Ativistas antiaborto e defensores dos direitos do aborto manifestaram-se em Washington esta terça-feira na sequência das notícias de que o Supremo Tribunal americano deve derrubar a decisão “Roe vs Wade”, de 1973, que legalizou o aborto em todo o país. Também dentro do sistema político foram várias as reações, a favor e contra, ao anúncio da decisão. Outra polémica é que esta é a primeira vez que foi quebrada a confidencialidade de um processo ainda em curso no Supremo Tribunal dos EUA. A decisão final só será conhecida em junho.
A notícia foi avançada, na segunda-feira, pelo “Politico” que divulgou um rascunho inicial da opinião da maioria de seis republicanos para três democratas no Supremo (conseguida durante o mandato de Donald Trump). A “Reuters” afirma que não conseguiu confirmar ainda a autenticidade do projeto de parecer. Tanto o Tribunal como a Casa Branca recusaram-se a comentar.
O aborto é uma das questões mais polémicas e divisivas na política dos EUA. Um inquérito do Pew Research Center revelou que, em 2021, 59% dos adultos americanos acreditavam que deveria ser legal em todos ou na maioria dos casos, enquanto 39% achavam que deveria ser ilegal na maioria ou em todos os casos.
Esta terça-feira, nas ruas da capital americana, ativistas antiaborto gritaram “hey, hey, ho, ho, Roe v. Wade has to go [tem de acabar]”, enquanto que os defensores do direito ao aborto respondiam com “aborto é saúde” do lado de fora do Supremo Tribunal, numa confrontação que espelhou a divisão entre republicanos e democratas.
Destaque ainda para o timing desta fuga de informação: em novembro vão ocorrer eleições que determinarão se os democratas mantêm as maiorias no Congresso dos EUA nos próximos dois anos de mandato de Joe Biden. Uma notícia destas tem, assim, o potencial de remodelar o cenário político, e dar vantagem legislativa aos republicanos.
Mas é de destacar que, entre a votação inicial e a decisão final, o sentido de voto pode mudar uma vez que a decisão só é definitiva quando é publicada pelo tribunal. No que ao “Roe vs Wade” diz respeito, será até ao final de junho. Os republicanos já criticaram a fuga de informação, sugerindo que é uma tentativa de pressionar o tribunal a mudar a orientação, enquanto os democratas se insurgiram contra o conteúdo da moção.
A “Reuters” sublinha que, caso a decisão de 1973 seja derrubada, o aborto deve permanecer legal nos estados considerados mais liberais, uma vez que mais de uma dúzia têm leis que protegem o direito ao aborto. Contudo, nos últimos anos vários estados republicanos aprovaram várias restrições ao aborto e espera-se que a tendência se alastre e se consolide.

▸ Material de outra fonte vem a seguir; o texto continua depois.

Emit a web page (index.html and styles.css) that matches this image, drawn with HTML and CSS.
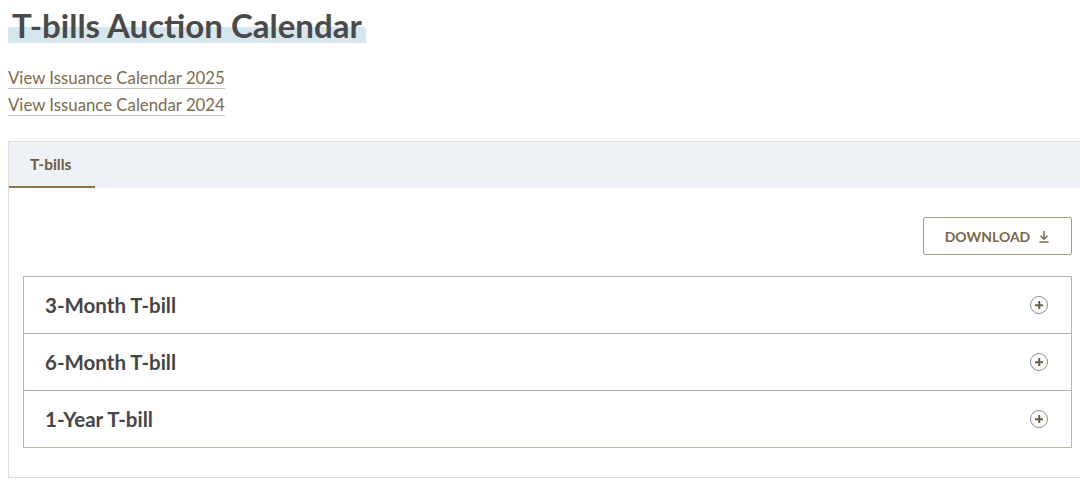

“Roe estava flagrantemente errado desde o início”, escreveu o juiz conservador Samuel Alito no rascunho do parecer, datado de 10 de fevereiro. Com base na sua opinião, o Tribunal considera que a decisão “Roe v. Wade”, que permite abortos realizados antes de um feto ser viável fora do útero (entre as 24 e 28 semanas de gravidez), é errada porque a Constituição não faz menção específica a esse direito.
“O aborto é uma profunda questão moral. A Constituição não proíbe os cidadãos de cada estado de regular ou proibir o aborto”, continua Alito, segundo o documento divulgado.
Dentro do sistema governativo bipartidário, são flagrantes as divisões.
Num comunicado conjunto, a presidente da Câmara dos Representantes, Nancy Pelosi, e o líder da maioria do Senado, Chuck Schumer, ambos democratas, criticaram a decisão: “Os votos dos juízes nomeados pelos republicanos para derrubar Roe v. Wade seriam considerados uma abominação, uma das piores e mais danosas decisões da história moderna”.
“Vários destes juízes conservadores, que não prestam contas ao povo americano, mentiram ao Senado dos EUA, rasgaram a Constituição e mancharam tanto o precedente quanto a reputação do Supremo Tribunal – tudo às custas de dezenas de milhões de mulheres que em breve podem ser despojadas da sua autonomia corporal e dos direitos constitucionais em que confiaram por meio século”, acrescentaram.
Por sua vez, o senador republicano Josh Hawley disse que a esquerda continua a atacar o “Supremo Tribunal com uma quebra de confidencialidade sem precedentes, claramente destinada a intimidar. Os juízes não devem ceder a essa tentativa de corromper o processo”. “Se esta é a opinião do tribunal, é uma opinião e tanto. Pesquisa volumosa, bem argumentada e moralmente poderosa”, defendeu.
Na mesma linha, o seu colega Tom Cotton defende uma investigação rigorosa e que “o Tribunal siga a Constituição e permita que os estados protejam novamente os fetos”, segundo a “Reuters”.